Moshe, I believe the best outcome we can hope for , is as you say, a weak paralyzed gov't. In this post-Zionist era, strong governments bulldoze Jewish communities and take on "sacred cows" like the religious status quo. One interesting outcome is the expected disappearance of Shinui (which split into 2 antagonistic factions) and the fact that MERETZ is also not expected to do well. THIS IS BAD FOR THE RELIGIOUS PARTIES! Sounds strange, doesn't it?
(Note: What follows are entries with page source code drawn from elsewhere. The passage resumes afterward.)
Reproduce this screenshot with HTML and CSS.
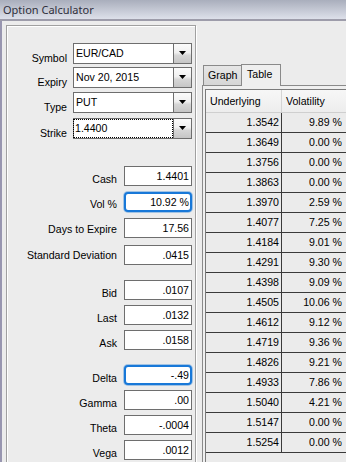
FILE: index.html
```html
<!DOCTYPE html>
<html>
<head>
<meta charset="utf-8">
<link rel="stylesheet" href="styles.css">
</head>
<body>
<div class="titlebar"><span class="title">Option Calculator</span></div>
<div class="window">
  <div class="left-panel">
    <div class="row combo-row r-symbol"><span class="lbl">Symbol</span><div class="combo"><span class="combo-text">EUR/CAD</span><span class="combo-btn"><svg width="7" height="4" viewBox="0 0 7 4"><polygon points="0,0 7,0 3.5,4" fill="#000"/></svg></span></div></div>
    <div class="row combo-row r-expiry"><span class="lbl">Expiry</span><div class="combo"><span class="combo-text">Nov 20, 2015</span><span class="combo-btn"><svg width="7" height="4" viewBox="0 0 7 4"><polygon points="0,0 7,0 3.5,4" fill="#000"/></svg></span></div></div>
    <div class="row combo-row r-type"><span class="lbl">Type</span><div class="combo"><span class="combo-text">PUT</span><span class="combo-btn"><svg width="7" height="4" viewBox="0 0 7 4"><polygon points="0,0 7,0 3.5,4" fill="#000"/></svg></span></div></div>
    <div class="row combo-row r-strike"><span class="lbl">Strike</span><div class="combo"><span class="combo-text focus-rect">1.4400</span><span class="combo-btn"><svg width="7" height="4" viewBox="0 0 7 4"><polygon points="0,0 7,0 3.5,4" fill="#000"/></svg></span></div></div>

    <div class="row field-row r-cash"><span class="lbl">Cash</span><div class="field">1.4401</div></div>
    <div class="row field-row r-vol"><span class="lbl">Vol %</span><div class="field focused">10.92 %</div></div>
    <div class="row field-row r-days"><span class="lbl">Days to Expire</span><div class="field">17.56</div></div>
    <div class="row field-row r-std"><span class="lbl">Standard Deviation</span><div class="field">.0415</div></div>

    <div class="row field-row r-bid"><span class="lbl">Bid</span><div class="field">.0107</div></div>
    <div class="row field-row r-next"><span class="lbl">Last</span><div class="field">.0132</div></div>
    <div class="row field-row r-next"><span class="lbl">Ask</span><div class="field">.0158</div></div>

    <div class="row field-row r-delta"><span class="lbl">Delta</span><div class="field focused">-.49</div></div>
    <div class="row field-row r-next"><span class="lbl">Gamma</span><div class="field">.00</div></div>
    <div class="row field-row r-next"><span class="lbl">Theta</span><div class="field">-.0004</div></div>
    <div class="row field-row r-next"><span class="lbl">Vega</span><div class="field">.0012</div></div>
  </div>

  <div class="right-panel">
    <div class="tabs">
      <div class="tab">Graph</div>
      <div class="tab tab-active">Table</div>
    </div>
    <div class="tab-pane">
      <div class="scroll">
        <div class="thead">
          <div class="th c1">Underlying</div>
          <div class="th c2">Volatility</div>
        </div>
        <div class="tr"><div class="td c1">1.3542</div><div class="td c2">9.89 %</div></div>
        <div class="tr"><div class="td c1">1.3649</div><div class="td c2">0.00 %</div></div>
        <div class="tr"><div class="td c1">1.3756</div><div class="td c2">0.00 %</div></div>
        <div class="tr"><div class="td c1">1.3863</div><div class="td c2">0.00 %</div></div>
        <div class="tr"><div class="td c1">1.3970</div><div class="td c2">2.59 %</div></div>
        <div class="tr"><div class="td c1">1.4077</div><div class="td c2">7.25 %</div></div>
        <div class="tr"><div class="td c1">1.4184</div><div class="td c2">9.01 %</div></div>
        <div class="tr"><div class="td c1">1.4291</div><div class="td c2">9.30 %</div></div>
        <div class="tr"><div class="td c1">1.4398</div><div class="td c2">9.09 %</div></div>
        <div class="tr"><div class="td c1">1.4505</div><div class="td c2">10.06 %</div></div>
        <div class="tr"><div class="td c1">1.4612</div><div class="td c2">9.12 %</div></div>
        <div class="tr"><div class="td c1">1.4719</div><div class="td c2">9.36 %</div></div>
        <div class="tr"><div class="td c1">1.4826</div><div class="td c2">9.21 %</div></div>
        <div class="tr"><div class="td c1">1.4933</div><div class="td c2">7.86 %</div></div>
        <div class="tr"><div class="td c1">1.5040</div><div class="td c2">4.21 %</div></div>
        <div class="tr"><div class="td c1">1.5147</div><div class="td c2">0.00 %</div></div>
        <div class="tr"><div class="td c1">1.5254</div><div class="td c2">0.00 %</div></div>
      </div>
    </div>
  </div>
</div>
</body>
</html>
```

FILE: styles.css
```css
* { box-sizing: border-box; }

body {
  margin: 0;
  width: 346px;
  height: 462px;
  overflow: hidden;
  background: #ececec;
  font-family: "Liberation Sans", Arial, sans-serif;
  font-size: 10.6px;
  color: #000;
}

.titlebar {
  height: 21px;
  border-bottom: 2px solid #9d9caa;
  background: linear-gradient(to bottom, #a9aebc, #dde0ea);
  display: flex;
  align-items: center;
  padding-left: 3px;
}

.title {
  font-family: "Noto Sans", "Open Sans", sans-serif;
  font-size: 11px;
  color: #2e2e3a;
  line-height: 14px;
}

.window {
  display: flex;
  align-items: flex-start;
  height: 441px;
  border-left: 2px solid #9896b0;
}

/* ---------- left panel ---------- */
.left-panel {
  margin-left: 4px;
  margin-top: 4px;
  width: 190px;
  height: 460px;
  flex: none;
  border: 1px solid #a0a0a0;
  box-shadow: inset 1px 1px 0 #fff, 1px 1px 0 #fff;
  padding-right: 3px;
  display: flex;
  flex-direction: column;
}

.row {
  display: flex;
  justify-content: flex-end;
  align-items: flex-start;
  flex: none;
}

.lbl {
  line-height: 12px;
  white-space: nowrap;
}

.combo-row { height: 21px; }
.combo-row .lbl { margin-right: 6px; padding-top: 9px; }

.r-symbol { margin-top: 17px; }
.r-expiry { margin-top: 3px; }
.r-type   { margin-top: 4px; }
.r-strike { margin-top: 5px; }

.combo {
  width: 119px;
  height: 21px;
  border: 1px solid #6e6e6e;
  background: #fff;
  display: flex;
}

.combo-text {
  flex: 1;
  padding-left: 2px;
  line-height: 19px;
  white-space: nowrap;
}

.combo-text.focus-rect {
  margin: 1px 1px 1px 0;
  padding-left: 1px;
  line-height: 17px;
  outline: 1px dotted #000;
  outline-offset: 0;
}

.combo-btn {
  width: 18px;
  border-left: 1px solid #6e6e6e;
  background: linear-gradient(to bottom, #fbfbfb 0%, #f0f0f0 45%, #d6d6d6 60%, #c6c6c6 100%);
  display: flex;
  align-items: center;
  justify-content: center;
  padding-bottom: 2px;
}

.combo-btn svg { display: block; }

.field-row { height: 20px; }
.field-row .lbl { margin-right: 7px; padding-top: 7px; }

.r-cash  { margin-top: 27px; }
.r-vol   { margin-top: 6px; }
.r-vol .lbl { padding-top: 6px; }
.r-days  { margin-top: 6px; }
.r-days .lbl { padding-top: 5px; }
.r-std   { margin-top: 7px; }
.r-std .lbl { padding-top: 4px; }
.r-bid   { margin-top: 15px; }
.r-next  { margin-top: 5px; }
.r-delta { margin-top: 15px; }

.field {
  width: 68px;
  height: 20px;
  border: 1px solid #6e6e6e;
  background: #fff;
  text-align: right;
  padding-right: 2px;
  line-height: 18px;
  white-space: nowrap;
}

.field.focused {
  border: 2px solid #1878d8;
  border-radius: 4px;
  padding-right: 1px;
  line-height: 16px;
  box-shadow: 0 0 0 1px rgba(24, 120, 216, 0.35);
}

/* ---------- right panel ---------- */
.right-panel {
  flex: 1;
  margin-left: 6px;
  margin-top: 43px;
  display: flex;
  flex-direction: column;
}

.tabs {
  display: flex;
  align-items: flex-end;
  height: 21px;
  padding-left: 1px;
  position: relative;
  z-index: 1;
}

.tab {
  height: 20px;
  width: 39px;
  border: 1px solid #8a8a8a;
  border-bottom: none;
  background: linear-gradient(to bottom, #e6e6e6, #d6d6d6);
  padding-left: 4px;
  line-height: 19px;
  white-space: nowrap;
}

.tab-active {
  height: 22px;
  width: 40px;
  margin-left: -1px;
  margin-bottom: -1px;
  background: #efefef;
  padding-left: 5px;
  line-height: 18px;
}

.tab-pane {
  border-top: 1px solid #8a8a8a;
  border-left: 1px solid #8a8a8a;
  background: #efefef;
  padding: 3px 0 0 2px;
  height: 400px;
}

.scroll {
  border-top: 1px solid #7a7a7a;
  border-left: 1px solid #7a7a7a;
  background: #ebebeb;
  height: 380px;
}

.thead {
  display: flex;
  height: 23px;
  border-bottom: 1px solid #cfcfcf;
  background: linear-gradient(to bottom, #f7f7f7, #ededed);
}

.th {
  line-height: 22px;
  padding-left: 4px;
  white-space: nowrap;
}

.th.c1 { width: 76px; border-right: 1px solid #d4d4d4; }
.th.c2 { width: 64px; }

.tr {
  display: flex;
  height: 20px;
  border-bottom: 1px solid #3a3a3a;
}

.td {
  line-height: 19px;
  text-align: right;
  white-space: nowrap;
}

.td.c1 { width: 76px; border-right: 1px solid #3a3a3a; padding-right: 2px; }
.td.c2 { width: 64px; padding-right: 4px; }
```
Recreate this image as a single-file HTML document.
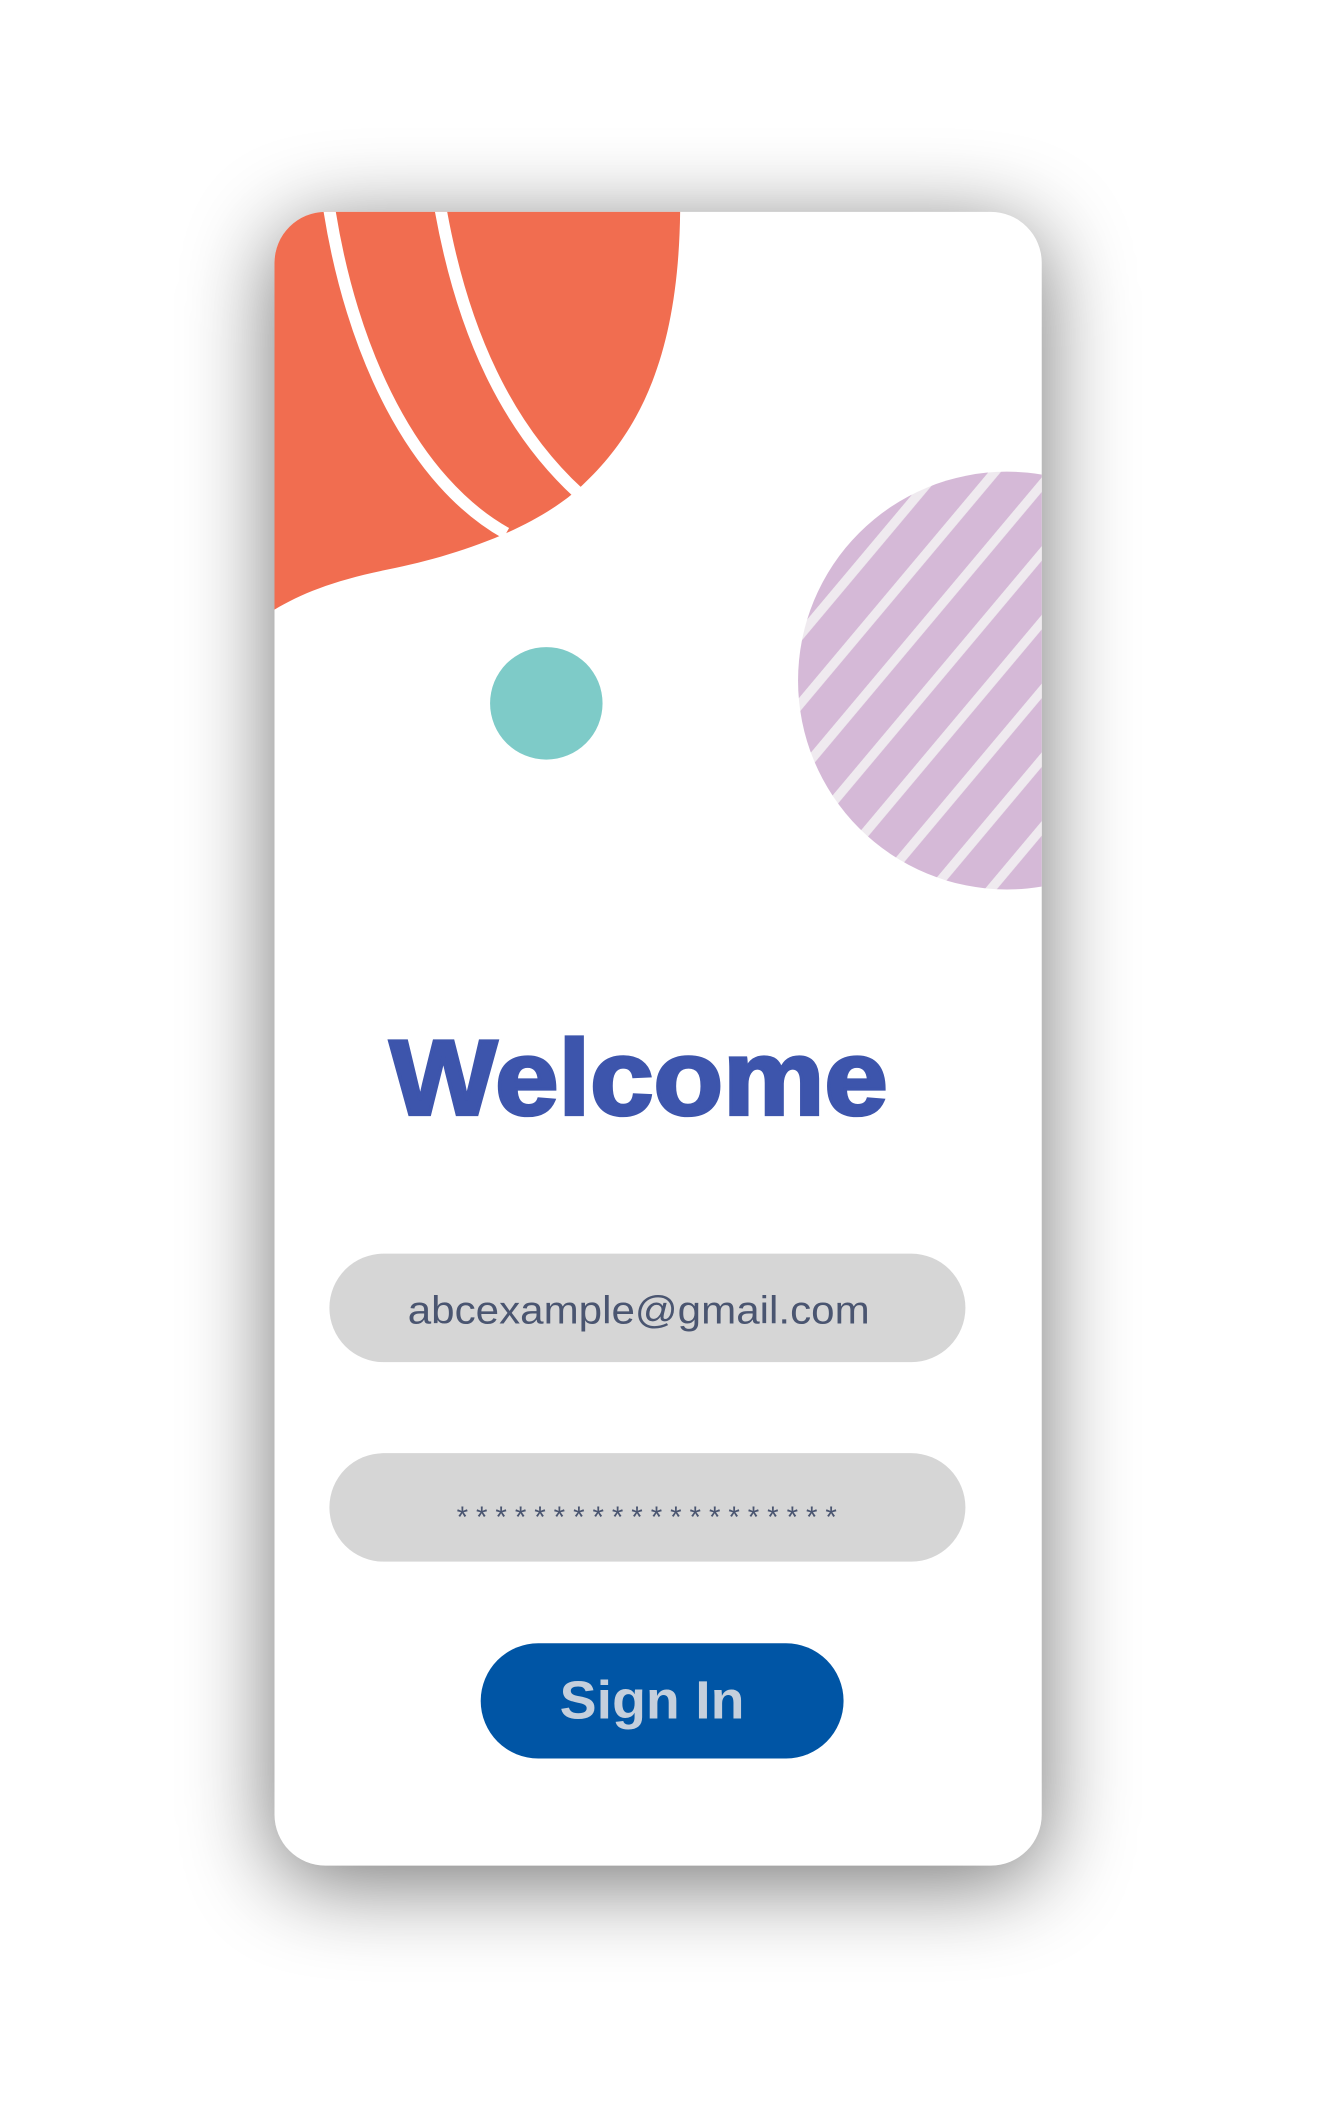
<!DOCTYPE html>
<html><head><meta charset="utf-8"><style>html,body{margin:0;padding:0;background:#fff;}svg{display:block;}</style></head>
<body>
<svg width="1339" height="2119" viewBox="0 0 1000 1582" xmlns="http://www.w3.org/2000/svg">
<defs>
<filter id="sh" x="-50%" y="-50%" width="200%" height="200%"><feGaussianBlur stdDeviation="34"/></filter>
<clipPath id="card"><rect x="205" y="158" width="573" height="1235" rx="38"/></clipPath>
<pattern id="stripes" patternUnits="userSpaceOnUse" width="33" height="33" patternTransform="rotate(40)">
<rect width="33" height="33" fill="#d5b9d7"/><rect x="0" width="7" height="33" fill="#efeaef"/>
</pattern>
</defs>
<rect x="205" y="170" width="573" height="1235" rx="38" fill="#000" opacity="0.55" filter="url(#sh)"/>
<rect x="205" y="158" width="573" height="1235" rx="38" fill="#fff"/>
<g clip-path="url(#card)">
<path d="M205,150 H508 C508,260 480,320 435,362 C400,395 340,415 290,425 C250,433 225,443 205,455 Z" fill="#f16d50"/>
<path d="M245,150 C262,265 310,360 378,398" fill="none" stroke="#fff" stroke-width="9"/>
<path d="M328,150 C345,250 380,320 432,368" fill="none" stroke="#fff" stroke-width="9"/>
<circle cx="752" cy="508" r="156" fill="url(#stripes)"/>
</g>
<circle cx="408" cy="525" r="42" fill="#7ecbc8"/>
<text x="477" y="832" text-anchor="middle" font-family="Liberation Sans, sans-serif" font-weight="bold" font-size="80" fill="#3d55ac" stroke="#3d55ac" stroke-width="2.5" textLength="372" lengthAdjust="spacingAndGlyphs">Welcome</text>
<rect x="246" y="936" width="475" height="81" rx="40.5" fill="#d6d6d6"/>
<text x="477" y="988" text-anchor="middle" font-family="Liberation Sans, sans-serif" font-size="29" fill="#4a5570" textLength="345" lengthAdjust="spacingAndGlyphs">abcexample@gmail.com</text>
<rect x="246" y="1085" width="475" height="81" rx="40.5" fill="#d6d6d6"/>
<text x="483" y="1140" text-anchor="middle" font-family="Liberation Sans, sans-serif" font-size="22" fill="#4a5570" textLength="284" lengthAdjust="spacing">********************</text>
<rect x="359" y="1227" width="271" height="86" rx="43" fill="#0055a5"/>
<text x="487" y="1283" text-anchor="middle" font-family="Liberation Sans, sans-serif" font-weight="bold" font-size="40" fill="#c5cfdc" textLength="138" lengthAdjust="spacingAndGlyphs">Sign In</text>
</svg>
</body></html>
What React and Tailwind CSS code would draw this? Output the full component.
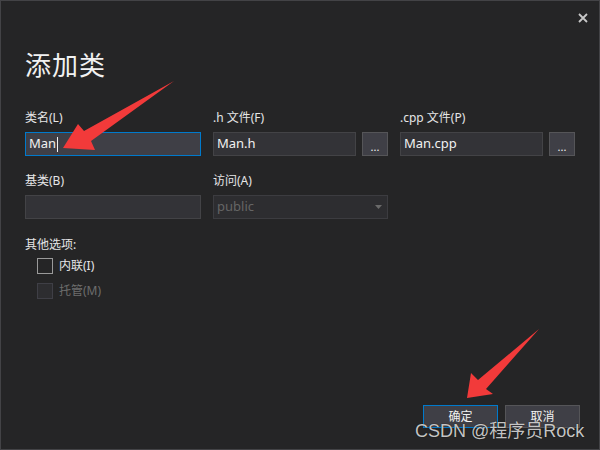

However, the religious parties have traditionally used the existence of these anti-religious groups to justify selling out their voters in return for cash and cabinet seats.....Yahdut HaTorah (United Torah Judaism) justified voting to destroy Gush Katif by saying, "if we don't go with Sharon, then SHINUI will, and then there will be civil marriage, etc", which of course, isn't true.

In any event, I have pretty much decided to vote for Marzel's party, SIMPLY AS A PROTEST VOTE...first of all, I don't agree with his Kahanist positions and I know very well that if he were to get into the Knesset, he would be neutralized and put under herem by THE RIGHT which will say he is an extremist.
I justify voting for him ONLY because I am so disgusted with the Ihud Leumi/MAFDAL conglomeration (I vote Ihud Leumi the last 2 times) which was totally ineffective and refused to put much new blood in their list, plus I can't support the Likud, since it has Trojan Horses like Steve Shalom who is acting as an agent for Olmert in order to destroy the Likud from within, and since it also still has the same Central Committee that supported Sharon's destruction of Gush Katif. A pretty bleak situation.

1:56 PM  
Anonymous Moshe S said...


I have heard your sentiments about IL/Mafdal many times. People are voting for them again anyway, hoping that somehow this time around they'll act more responsibly.

I don't understand your decision to throw away your vote. If a weak government is the best we can hope for, then that is what we should vote for. Don't throw away your vote to make a useless gesture of frustration.